Task goal
Scan the records and identify every line in which the string "index" occurs, then return those lines.

Dataset items
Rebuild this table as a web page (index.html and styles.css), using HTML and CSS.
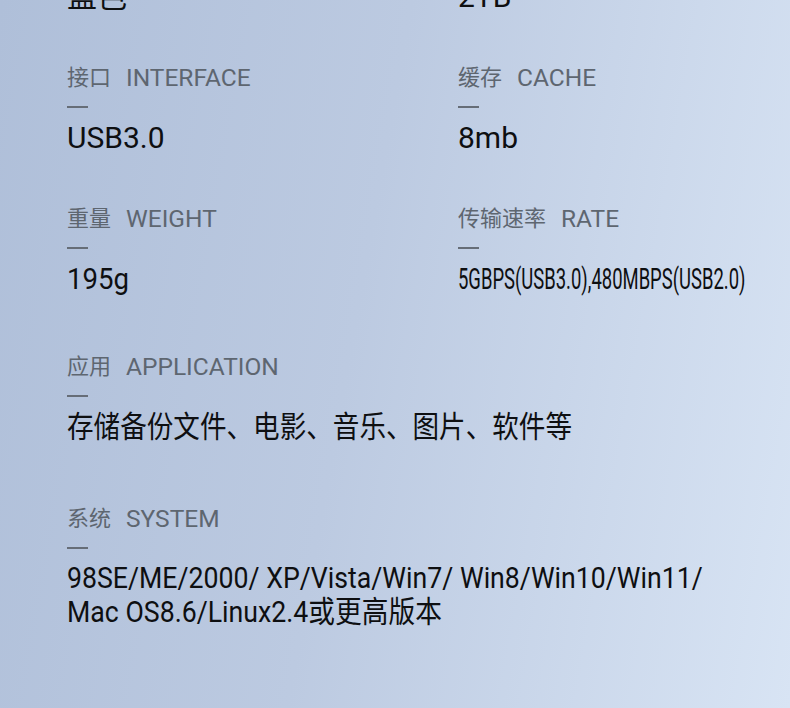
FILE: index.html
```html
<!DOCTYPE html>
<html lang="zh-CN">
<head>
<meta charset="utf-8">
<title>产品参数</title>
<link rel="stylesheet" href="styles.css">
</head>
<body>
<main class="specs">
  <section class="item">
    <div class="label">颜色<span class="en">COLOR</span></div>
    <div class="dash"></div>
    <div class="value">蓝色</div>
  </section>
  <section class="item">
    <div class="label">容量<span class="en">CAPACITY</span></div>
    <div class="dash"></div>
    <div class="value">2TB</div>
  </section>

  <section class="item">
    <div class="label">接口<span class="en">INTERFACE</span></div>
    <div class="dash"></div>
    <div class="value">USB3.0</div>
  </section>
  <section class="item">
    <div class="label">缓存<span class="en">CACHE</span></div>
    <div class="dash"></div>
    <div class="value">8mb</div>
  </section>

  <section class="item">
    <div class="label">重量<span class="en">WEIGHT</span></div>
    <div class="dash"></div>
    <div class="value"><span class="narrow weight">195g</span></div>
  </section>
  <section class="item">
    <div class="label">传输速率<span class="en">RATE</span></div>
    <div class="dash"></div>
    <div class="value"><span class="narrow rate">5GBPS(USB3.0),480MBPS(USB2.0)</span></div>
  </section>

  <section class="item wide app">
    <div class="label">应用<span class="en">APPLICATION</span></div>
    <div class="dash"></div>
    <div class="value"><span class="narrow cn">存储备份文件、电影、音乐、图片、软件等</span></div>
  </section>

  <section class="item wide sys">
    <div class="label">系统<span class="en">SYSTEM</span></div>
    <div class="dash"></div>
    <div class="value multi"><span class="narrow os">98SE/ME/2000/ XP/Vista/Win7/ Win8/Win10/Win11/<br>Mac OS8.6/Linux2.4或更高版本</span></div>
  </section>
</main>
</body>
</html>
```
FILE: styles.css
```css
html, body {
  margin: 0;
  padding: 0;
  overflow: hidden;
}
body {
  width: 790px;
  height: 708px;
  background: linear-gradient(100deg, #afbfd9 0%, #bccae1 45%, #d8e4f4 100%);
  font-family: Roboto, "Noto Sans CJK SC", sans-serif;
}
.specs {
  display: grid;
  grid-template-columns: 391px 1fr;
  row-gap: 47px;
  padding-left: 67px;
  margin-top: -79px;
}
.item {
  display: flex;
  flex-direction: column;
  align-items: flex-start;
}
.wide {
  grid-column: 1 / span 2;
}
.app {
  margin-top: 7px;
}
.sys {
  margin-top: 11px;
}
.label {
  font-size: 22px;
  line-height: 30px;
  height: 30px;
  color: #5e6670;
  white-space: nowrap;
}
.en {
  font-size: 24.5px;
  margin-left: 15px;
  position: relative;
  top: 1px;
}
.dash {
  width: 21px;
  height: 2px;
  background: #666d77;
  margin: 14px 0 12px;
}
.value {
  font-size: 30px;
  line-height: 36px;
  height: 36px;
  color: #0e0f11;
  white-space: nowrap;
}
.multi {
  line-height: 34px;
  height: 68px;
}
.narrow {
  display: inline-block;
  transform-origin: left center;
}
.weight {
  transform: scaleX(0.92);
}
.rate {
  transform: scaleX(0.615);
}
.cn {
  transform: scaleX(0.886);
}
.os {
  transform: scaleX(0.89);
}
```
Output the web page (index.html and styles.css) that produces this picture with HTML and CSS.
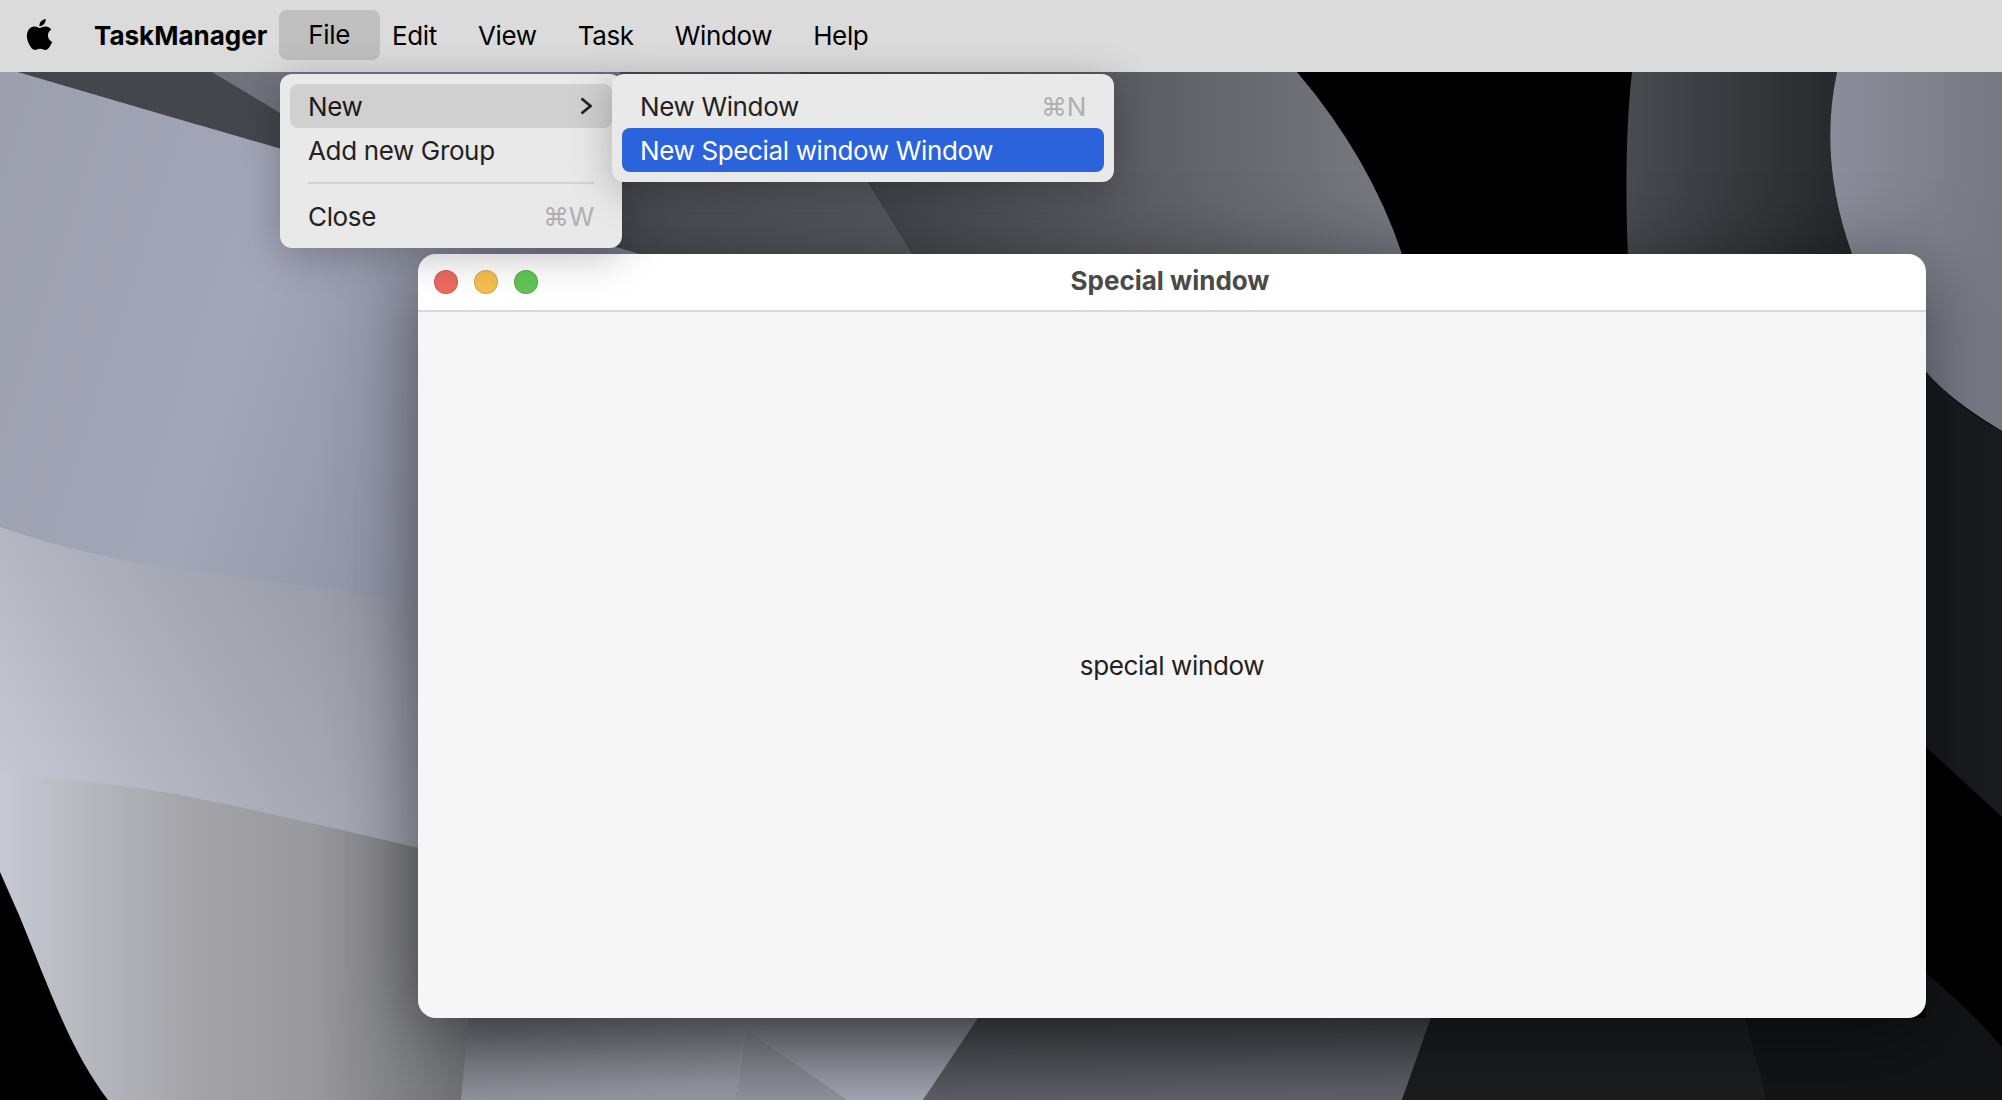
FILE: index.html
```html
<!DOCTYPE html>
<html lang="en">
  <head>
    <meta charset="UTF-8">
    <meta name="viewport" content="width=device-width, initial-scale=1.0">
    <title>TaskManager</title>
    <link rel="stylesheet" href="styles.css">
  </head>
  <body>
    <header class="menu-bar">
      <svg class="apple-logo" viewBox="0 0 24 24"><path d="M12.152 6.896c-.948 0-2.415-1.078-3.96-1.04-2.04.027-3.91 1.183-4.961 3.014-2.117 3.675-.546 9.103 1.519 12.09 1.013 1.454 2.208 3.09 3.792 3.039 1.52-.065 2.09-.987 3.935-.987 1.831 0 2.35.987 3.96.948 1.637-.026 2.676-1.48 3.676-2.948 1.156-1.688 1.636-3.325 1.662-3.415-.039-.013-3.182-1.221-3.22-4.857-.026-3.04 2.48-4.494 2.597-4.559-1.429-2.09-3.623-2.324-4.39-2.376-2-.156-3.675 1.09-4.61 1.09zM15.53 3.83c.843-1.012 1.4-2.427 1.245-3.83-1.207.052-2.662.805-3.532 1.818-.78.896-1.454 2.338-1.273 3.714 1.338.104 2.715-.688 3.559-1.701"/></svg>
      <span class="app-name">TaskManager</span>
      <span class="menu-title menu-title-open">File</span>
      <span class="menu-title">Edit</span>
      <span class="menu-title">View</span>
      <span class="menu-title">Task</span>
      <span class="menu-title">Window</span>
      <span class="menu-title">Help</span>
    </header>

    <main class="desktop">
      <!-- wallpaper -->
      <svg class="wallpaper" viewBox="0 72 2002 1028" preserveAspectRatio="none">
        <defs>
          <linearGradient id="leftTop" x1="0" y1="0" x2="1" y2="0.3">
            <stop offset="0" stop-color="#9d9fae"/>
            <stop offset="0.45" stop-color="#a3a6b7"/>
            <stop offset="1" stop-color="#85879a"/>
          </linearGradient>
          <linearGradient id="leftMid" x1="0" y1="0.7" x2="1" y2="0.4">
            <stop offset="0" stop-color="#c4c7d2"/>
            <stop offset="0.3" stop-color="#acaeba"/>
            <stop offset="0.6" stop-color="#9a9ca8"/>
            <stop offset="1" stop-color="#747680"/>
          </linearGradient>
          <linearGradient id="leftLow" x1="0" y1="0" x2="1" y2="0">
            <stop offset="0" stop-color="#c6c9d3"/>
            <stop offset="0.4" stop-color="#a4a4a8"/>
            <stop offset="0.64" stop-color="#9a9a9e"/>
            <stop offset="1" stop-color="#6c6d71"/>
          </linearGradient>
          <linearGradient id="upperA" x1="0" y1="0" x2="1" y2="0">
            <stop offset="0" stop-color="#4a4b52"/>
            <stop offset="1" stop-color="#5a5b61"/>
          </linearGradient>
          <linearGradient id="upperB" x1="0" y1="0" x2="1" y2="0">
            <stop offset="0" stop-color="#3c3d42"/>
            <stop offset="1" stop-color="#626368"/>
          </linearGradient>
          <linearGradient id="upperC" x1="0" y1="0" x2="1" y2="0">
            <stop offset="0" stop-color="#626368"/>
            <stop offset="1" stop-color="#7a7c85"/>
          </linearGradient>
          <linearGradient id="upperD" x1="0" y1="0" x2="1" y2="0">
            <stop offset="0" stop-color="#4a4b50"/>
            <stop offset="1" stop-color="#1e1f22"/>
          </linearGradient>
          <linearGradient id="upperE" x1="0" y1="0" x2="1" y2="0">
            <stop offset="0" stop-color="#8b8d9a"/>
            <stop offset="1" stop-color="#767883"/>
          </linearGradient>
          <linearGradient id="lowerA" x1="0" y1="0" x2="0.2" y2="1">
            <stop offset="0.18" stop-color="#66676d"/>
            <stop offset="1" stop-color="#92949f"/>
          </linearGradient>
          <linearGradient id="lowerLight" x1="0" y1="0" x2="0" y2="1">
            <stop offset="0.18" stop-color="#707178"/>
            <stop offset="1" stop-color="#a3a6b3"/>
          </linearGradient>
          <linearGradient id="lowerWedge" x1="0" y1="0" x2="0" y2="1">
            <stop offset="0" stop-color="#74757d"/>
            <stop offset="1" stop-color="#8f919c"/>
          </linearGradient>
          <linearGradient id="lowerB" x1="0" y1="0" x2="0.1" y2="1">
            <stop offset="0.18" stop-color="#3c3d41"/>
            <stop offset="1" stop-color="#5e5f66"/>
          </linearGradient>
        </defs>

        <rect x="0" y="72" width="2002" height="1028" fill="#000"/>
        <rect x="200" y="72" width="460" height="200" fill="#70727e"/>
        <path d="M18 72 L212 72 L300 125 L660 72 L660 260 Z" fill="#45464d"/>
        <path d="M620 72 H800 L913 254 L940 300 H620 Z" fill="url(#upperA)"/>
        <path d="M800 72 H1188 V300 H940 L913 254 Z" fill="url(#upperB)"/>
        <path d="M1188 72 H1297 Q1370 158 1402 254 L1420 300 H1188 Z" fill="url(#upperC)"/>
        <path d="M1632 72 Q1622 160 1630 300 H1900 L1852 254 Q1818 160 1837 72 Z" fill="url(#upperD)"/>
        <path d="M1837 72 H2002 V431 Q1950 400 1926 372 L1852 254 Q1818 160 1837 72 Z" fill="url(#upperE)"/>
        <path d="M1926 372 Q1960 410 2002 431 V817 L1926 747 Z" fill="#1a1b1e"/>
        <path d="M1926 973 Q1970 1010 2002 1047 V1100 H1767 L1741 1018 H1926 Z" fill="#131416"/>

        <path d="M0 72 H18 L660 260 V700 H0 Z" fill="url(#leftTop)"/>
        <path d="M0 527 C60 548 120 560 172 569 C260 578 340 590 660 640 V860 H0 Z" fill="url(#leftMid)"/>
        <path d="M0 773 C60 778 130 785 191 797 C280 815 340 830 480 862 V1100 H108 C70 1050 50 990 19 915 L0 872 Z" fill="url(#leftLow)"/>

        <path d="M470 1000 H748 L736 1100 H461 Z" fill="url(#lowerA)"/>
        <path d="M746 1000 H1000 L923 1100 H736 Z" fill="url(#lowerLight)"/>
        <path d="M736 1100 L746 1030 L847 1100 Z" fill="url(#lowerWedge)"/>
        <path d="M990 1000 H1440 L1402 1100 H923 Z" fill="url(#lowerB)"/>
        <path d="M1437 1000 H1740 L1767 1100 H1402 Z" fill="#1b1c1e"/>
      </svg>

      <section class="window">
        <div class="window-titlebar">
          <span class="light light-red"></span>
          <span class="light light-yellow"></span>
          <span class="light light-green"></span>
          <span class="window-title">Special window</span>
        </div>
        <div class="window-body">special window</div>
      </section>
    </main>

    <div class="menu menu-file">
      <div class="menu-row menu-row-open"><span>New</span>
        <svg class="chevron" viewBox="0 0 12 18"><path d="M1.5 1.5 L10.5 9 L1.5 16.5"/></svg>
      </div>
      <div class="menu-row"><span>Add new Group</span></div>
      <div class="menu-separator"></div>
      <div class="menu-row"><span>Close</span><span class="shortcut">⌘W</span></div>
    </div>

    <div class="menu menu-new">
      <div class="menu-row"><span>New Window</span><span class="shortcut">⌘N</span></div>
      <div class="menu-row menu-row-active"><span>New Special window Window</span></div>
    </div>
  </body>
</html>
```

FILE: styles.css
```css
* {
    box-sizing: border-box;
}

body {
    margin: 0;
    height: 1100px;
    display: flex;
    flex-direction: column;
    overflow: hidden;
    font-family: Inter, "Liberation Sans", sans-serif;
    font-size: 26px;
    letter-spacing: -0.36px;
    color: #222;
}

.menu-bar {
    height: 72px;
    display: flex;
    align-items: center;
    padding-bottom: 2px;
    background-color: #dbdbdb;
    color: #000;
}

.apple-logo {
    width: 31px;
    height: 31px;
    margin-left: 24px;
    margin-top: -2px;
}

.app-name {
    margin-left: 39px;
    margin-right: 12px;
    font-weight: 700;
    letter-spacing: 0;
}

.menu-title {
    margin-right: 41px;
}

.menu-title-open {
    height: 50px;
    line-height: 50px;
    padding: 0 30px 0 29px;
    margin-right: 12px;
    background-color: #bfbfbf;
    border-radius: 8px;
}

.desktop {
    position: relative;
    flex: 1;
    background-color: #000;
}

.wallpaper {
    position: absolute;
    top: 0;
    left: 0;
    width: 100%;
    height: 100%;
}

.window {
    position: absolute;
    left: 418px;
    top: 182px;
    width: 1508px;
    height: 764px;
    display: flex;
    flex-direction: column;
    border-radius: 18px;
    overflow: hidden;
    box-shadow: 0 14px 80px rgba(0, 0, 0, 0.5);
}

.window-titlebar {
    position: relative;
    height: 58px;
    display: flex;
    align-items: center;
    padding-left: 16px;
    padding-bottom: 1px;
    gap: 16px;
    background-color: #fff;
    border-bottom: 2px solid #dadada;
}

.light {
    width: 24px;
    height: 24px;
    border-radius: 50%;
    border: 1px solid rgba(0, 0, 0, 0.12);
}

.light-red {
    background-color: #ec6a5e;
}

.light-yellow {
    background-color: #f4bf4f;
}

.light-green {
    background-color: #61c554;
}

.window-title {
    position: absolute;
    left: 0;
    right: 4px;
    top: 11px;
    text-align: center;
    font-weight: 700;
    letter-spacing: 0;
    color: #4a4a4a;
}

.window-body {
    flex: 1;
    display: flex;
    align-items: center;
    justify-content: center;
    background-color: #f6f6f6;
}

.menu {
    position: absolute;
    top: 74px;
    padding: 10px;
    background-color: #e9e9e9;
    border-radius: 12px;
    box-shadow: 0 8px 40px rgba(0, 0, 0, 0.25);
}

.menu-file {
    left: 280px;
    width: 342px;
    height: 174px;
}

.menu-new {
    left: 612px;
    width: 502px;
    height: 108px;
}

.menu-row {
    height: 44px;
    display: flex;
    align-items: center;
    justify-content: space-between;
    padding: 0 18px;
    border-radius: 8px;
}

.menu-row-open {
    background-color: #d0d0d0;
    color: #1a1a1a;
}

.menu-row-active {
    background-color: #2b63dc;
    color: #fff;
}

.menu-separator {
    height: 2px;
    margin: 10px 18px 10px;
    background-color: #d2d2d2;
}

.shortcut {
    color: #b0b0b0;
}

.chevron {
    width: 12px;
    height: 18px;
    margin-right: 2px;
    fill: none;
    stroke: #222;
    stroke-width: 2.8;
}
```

Correct result
Rebuild this table as a web page (index.html and styles.css), using HTML and CSS.
FILE: index.html
Output the web page (index.html and styles.css) that produces this picture with HTML and CSS.
FILE: index.html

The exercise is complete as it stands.